Además de coser de forma impecable, mi madre tiene mucho arte en el diseño y patronaje. A mi hermana y a mí siempre nos ha hecho un montón de ropa, además de los preciosos trajes que confeccionaba para ella misma. Cuando era pequeña, no me gustaba demasiado llevar la ropa que me hacía mi madre, porque aunque seguía los cortes a la moda, no llevaba las populares marcas que exhibían las prendas de mis compañeras de colegio (¡ay la educación capitalista!). Cuando fui más mayor se me quitó la tontería y estaba encantada de tener a mi modista personal. Le proponía diseños y juntas íbamos a elegir las telas. Luego mi madre dibujaba el patrón a carboncillo en papel de seda y se ponía a cortar y a hilvanar. Yo me probaba la pieza y protestaba porque quería la blusa más estrecha o la falda más corta. Al final llegábamos a un acuerdo y yo esperaba con impaciencia a que su creación estuviera terminada para presumir delante de mis amigas: “¿Te gusta?, gracias, me lo ha hecho mi madre”.
Intenté aprender a coser cuando tenía doce o trece años. Me apunté a un taller de corte y confección con mi mejor amiga, pero no le puse mucho interés y después de hacerme un chaleco torcido a conjunto con una falda que me estaba pequeña lo dejé. En esa época no me llamaba la atención un oficio que, aunque glamuroso cuando se lo apropiaban los hombres, en manos de una mujer carecía de reconocimiento. Hace tiempo que me arrepentí de no seguir aprendiendo. Ahora las cosas han cambiado (un poco), los oficios artesanos se están revalorizando frente a la gran industria del consumo de usar y tirar, y cada vez hay más mujeres que se miden con los «grandes modistos». Quién sabe, quizás me hubiera ganado mejor la vida relevando a mi madre al dedal que como economista renegada («niña, estudia económicas que tiene muchas salidas») o editora temporal.

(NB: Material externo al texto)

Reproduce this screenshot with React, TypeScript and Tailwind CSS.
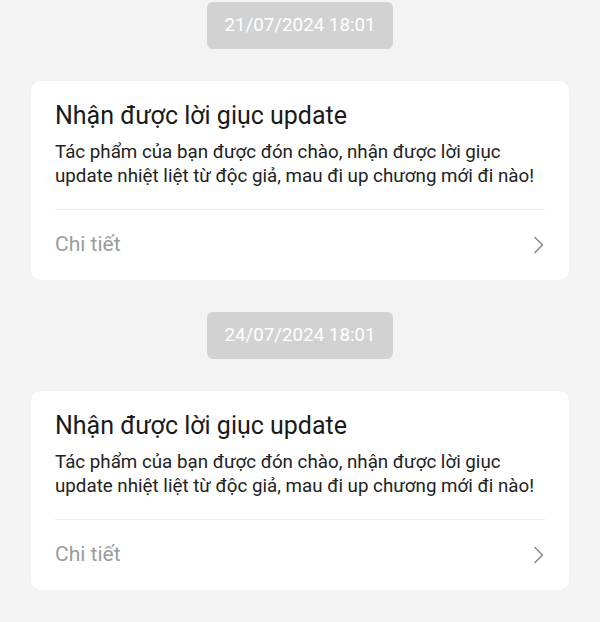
const items = [
  { date: '21/07/2024 18:01' },
  { date: '24/07/2024 18:01' },
];

function Chevron() {
  return (
    <svg width="12" height="18" viewBox="0 0 12 18" fill="none" className="shrink-0">
      <path d="M2 1.5 L9.5 9 L2 16.5" stroke="#8a8a8a" strokeWidth="1.6" strokeLinecap="round" strokeLinejoin="round" />
    </svg>
  );
}

function Notice({ date }: { date: string }) {
  return (
    <div className="flex flex-col items-center">
      <div className="flex h-[47px] w-[186px] items-center justify-center rounded-[6px] bg-[#d2d2d2] text-[18.75px] text-white">
        {date}
      </div>
      <div className="mt-[32px] w-[538px] rounded-[10px] bg-white px-[24px] pt-[19px] pb-[3px]">
        <div className="text-[25px] leading-[32px] text-[#1a1a1a]">Nhận được lời giục update</div>
        <p className="mt-[8px] text-[18.75px] leading-[24px] text-[#222222]">
          Tác phẩm của bạn được đón chào, nhận được lời giục update nhiệt liệt từ độc giả, mau đi up chương mới đi nào!
        </p>
        <div className="mt-[21px] h-px bg-[#ededed]" />
        <div className="flex h-[67px] items-center justify-between pt-[2px]">
          <span className="text-[21px] text-[#9c9c9c]">Chi tiết</span>
          <Chevron />
        </div>
      </div>
    </div>
  );
}

export default function App() {
  return (
    <div className="min-h-[622px] bg-[#f3f3f3] pt-[2px] font-['Roboto',sans-serif]">
      <div className="flex flex-col gap-[32px]">
        {items.map((it) => (
          <Notice key={it.date} date={it.date} />
        ))}
      </div>
    </div>
  );
}
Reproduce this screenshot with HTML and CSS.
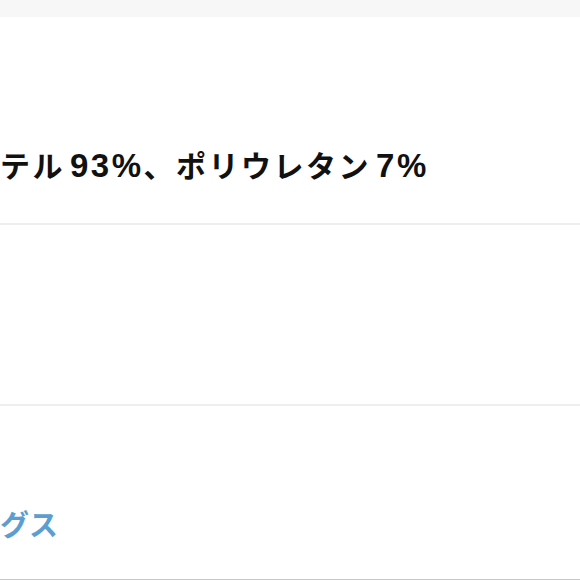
FILE: index.html
```html
<!DOCTYPE html>
<html lang="ja">
<head>
  <meta charset="utf-8">
  <title>商品情報</title>
  <link rel="stylesheet" href="styles.css">
</head>
<body>
  <div class="top-bar"></div>

  <div class="section material">
    <p class="material-text">テル<span class="num">93%</span>、ポリウレタン<span class="num">7%</span></p>
  </div>

  <div class="section empty"></div>

  <div class="section tags">
    <a class="tag-link" href="#">グス</a>
  </div>
</body>
</html>
```

FILE: styles.css
```css
body {
  font-family: "Liberation Sans", "Noto Sans CJK JP", sans-serif;
  margin: 0;
  background-color: #ffffff;
  height: 580px;
  overflow: hidden;
}

.top-bar {
  height: 17px;
  background-color: #f7f7f7;
}

.section {
  background-color: #ffffff;
  border-bottom: 2px solid #eeeeee;
}

.material {
  height: 206px;
  display: flex;
  align-items: flex-end;
}

.material-text {
  margin: 0 0 37px 0;
  font-size: 30px;
  font-weight: bold;
  letter-spacing: 2.5px;
  color: #111111;
  line-height: 1.2;
}

.material-text .num {
  padding-left: 5px;
  font-size: 33px;
  letter-spacing: 2.5px;
}

.empty {
  height: 179px;
}

.tags {
  height: 173px;
  border-bottom: 1px solid #c8c8c8;
  display: flex;
  align-items: flex-end;
}

.tag-link {
  margin-bottom: 35px;
  font-size: 29px;
  font-weight: bold;
  color: #5b9ecf;
  text-decoration: none;
  line-height: 1.2;
}
```
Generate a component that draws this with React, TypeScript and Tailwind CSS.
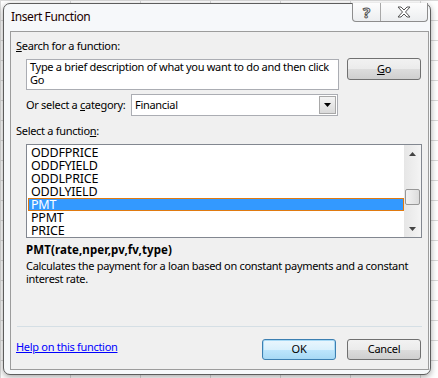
import React from 'react';

const functions = ['ODDFPRICE', 'ODDFYIELD', 'ODDLPRICE', 'ODDLYIELD', 'PMT', 'PPMT', 'PRICE'];

const InsertFunction = () => {
    return (
        <div className="w-[438px] h-[378px] bg-white pt-[3px] pl-[3px] font-['Noto_Sans',sans-serif] text-[11px] tracking-[-0.3px] text-black bg-[linear-gradient(90deg,#d9d9d9_1px,transparent_1px),linear-gradient(#d9d9d9_1px,transparent_1px)] bg-[size:70px_20px]">
            {/* Window frame */}
            <div className="w-[428px] h-[372px] rounded-[7px] border border-[#5d5d5d] bg-[#f6f8fa] shadow-[0_2px_6px_rgba(0,0,0,0.35)] flex flex-col">
                {/* Title bar */}
                <div className="h-[27px] flex items-start">
                    <span className="ml-[7px] mt-[4px] text-[12px] tracking-[-0.4px] text-[#1a0000]">Insert Function</span>
                    <div className="ml-auto mr-[2px] mt-[-1px] h-[19px] flex border border-[#8d8d8d] border-t-0 rounded-b-[4px] bg-[linear-gradient(#fdfdfd,#eceef0)]">
                        <div className="w-[28px] flex items-center justify-center border-r border-[#a8a8a8] text-[15px] font-bold tracking-normal text-white [-webkit-text-stroke:1px_#555]">?</div>
                        <div className="w-[46px] flex items-center justify-center">
                            <svg width="16" height="12" viewBox="0 0 16 12">
                                <path d="M2 1h3l3 3 3-3h3l-4.5 5 4.5 5h-3l-3-3-3 3H2l4.5-5z" fill="#fff" stroke="#555" strokeWidth="1" strokeLinejoin="round" />
                            </svg>
                        </div>
                    </div>
                </div>

                {/* Client area */}
                <div className="ml-[6px] mr-[1px] h-[339px] border border-[#9c9c9c] bg-[#f0f0f0] flex flex-col px-[5px]">
                    <div className="mt-[6px] h-[16px] leading-[16px]"><u>S</u>earch for a function:</div>

                    <div className="mt-[5px] flex items-start">
                        <div className="ml-[10px] w-[313px] h-[31px] border border-[#abadb3] bg-white px-[3px] pt-[1px] leading-[12.5px]">
                            Type a brief description of what you want to do and then click Go
                        </div>
                        <button className="ml-[8px] mt-[-1px] w-[74px] h-[22px] rounded-[3px] border border-[#707070] bg-[linear-gradient(#f2f2f2_0%,#ebebeb_50%,#dddddd_50%,#cfcfcf_100%)]">
                            <u>G</u>o
                        </button>
                    </div>

                    <div className="mt-[4px] ml-[10px] flex items-center h-[22px]">
                        <span className="w-[105px] whitespace-nowrap">Or select a <u>c</u>ategory:</span>
                        <div className="w-[207px] h-[22px] border border-[#abadb3] bg-white flex items-center pl-[3px]">
                            <span className="flex-1">Financial</span>
                            <div className="mr-[1px] w-[17px] h-[18px] border border-[#a8a8a8] bg-[linear-gradient(#f4f4f4,#dadada)] flex items-center justify-center">
                                <svg width="7" height="4" viewBox="0 0 7 4"><path d="M0 0h7L3.5 4z" fill="#000" /></svg>
                            </div>
                        </div>
                    </div>

                    <div className="mt-[7px] h-[16px] leading-[16px]">Select a functio<u>n</u>:</div>

                    <div className="mt-[5px] ml-[10px] w-[396px] h-[94px] border border-[#828790] bg-white flex">
                        <div className="flex-1 flex flex-col pt-[1px] pl-[1px] text-[12.5px] tracking-[-0.2px]">
                            {functions.map((f) => (
                                <div
                                    key={f}
                                    className={
                                        f === 'PMT'
                                            ? 'h-[13px] leading-[11px] pl-[2px] bg-[#3399ff] border border-[#e07a10] text-white'
                                            : 'h-[13px] pt-[1px] leading-[12px] pl-[3px]'
                                    }
                                >
                                    {f}
                                </div>
                            ))}
                        </div>
                        {/* Scrollbar */}
                        <div className="w-[17px] bg-[linear-gradient(90deg,#e6e6e6,#f4f4f4)] flex flex-col items-center">
                            <div className="h-[17px] flex items-center justify-center">
                                <svg width="7" height="4" viewBox="0 0 7 4"><path d="M3.5 0L7 4H0z" fill="#444" /></svg>
                            </div>
                            <div className="mt-[27px] w-[15px] h-[16px] rounded-[2px] border border-[#979797] bg-[linear-gradient(90deg,#f3f3f3,#dcdcdc)]" />
                            <div className="mt-auto h-[17px] flex items-center justify-center">
                                <svg width="7" height="4" viewBox="0 0 7 4"><path d="M0 0h7L3.5 4z" fill="#444" /></svg>
                            </div>
                        </div>
                    </div>

                    <div className="mt-[4px] ml-[10px] font-bold text-[11.5px] tracking-[0.1px] h-[16px] leading-[16px]">PMT(rate,nper,pv,fv,type)</div>
                    <div className="mt-[2px] ml-[10px] leading-[12.7px]">
                        Calculates the payment for a loan based on constant payments and a constant interest rate.
                    </div>

                    <div className="mt-auto mx-[1px] h-px bg-[#d5dfe5]" />

                    <div className="h-[42px] flex items-center">
                        <a className="text-[#0000ff] underline -mt-[1px]">Help on this function</a>
                        <button className="ml-auto mt-[2px] w-[74px] h-[21px] rounded-[3px] border border-[#3c7fb1] shadow-[inset_0_0_0_1px_#a7d9f5] bg-[linear-gradient(#eaf6fd_0%,#d9f0fc_50%,#bee6fd_50%,#a7d9f5_100%)]">
                            OK
                        </button>
                        <button className="ml-[11px] mt-[2px] mr-[2px] w-[74px] h-[21px] rounded-[3px] border border-[#707070] bg-[linear-gradient(#f2f2f2_0%,#ebebeb_50%,#dddddd_50%,#cfcfcf_100%)]">
                            Cancel
                        </button>
                    </div>
                </div>
            </div>
        </div>
    );
};

export default function App() {
    return <InsertFunction />;
}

Mi madre ya no cose mucho. Desde hace años tiene lo que se llama «codo de tenista». Es una lesión dolorosa que se produce por posturas repetitivas del antebrazo. A pesar de que el nombre hace alusión a un deporte de élite, es una lesión muy común entre las costureras, por la posición de los brazos en la máquina de coser, y entre las amas de casa y limpiadoras, por gestos como el de escurrir una fregona. De vez en cuando sigue haciéndose algún traje o nos arregla la ropa a mi hermana y a mí. Por mi parte, puedo hacer un bajo decente a los pantalones o fruncir de forma discreta un roto. No me gusta la moda pero me gusta vestir bien, a mi forma, así como sé valorar un buen corte en una prenda y huyo de las telas de mala calidad.
La máquina de coser de mi madre sigue allí, en el cuarto de costura, replegada en sí misma como un caracol, bajo su mesa de madera. Espera paciente ese momento que ocurre cada vez menos, cuando mi madre la saca a la superficie, se sienta ante ella y otra vez son una.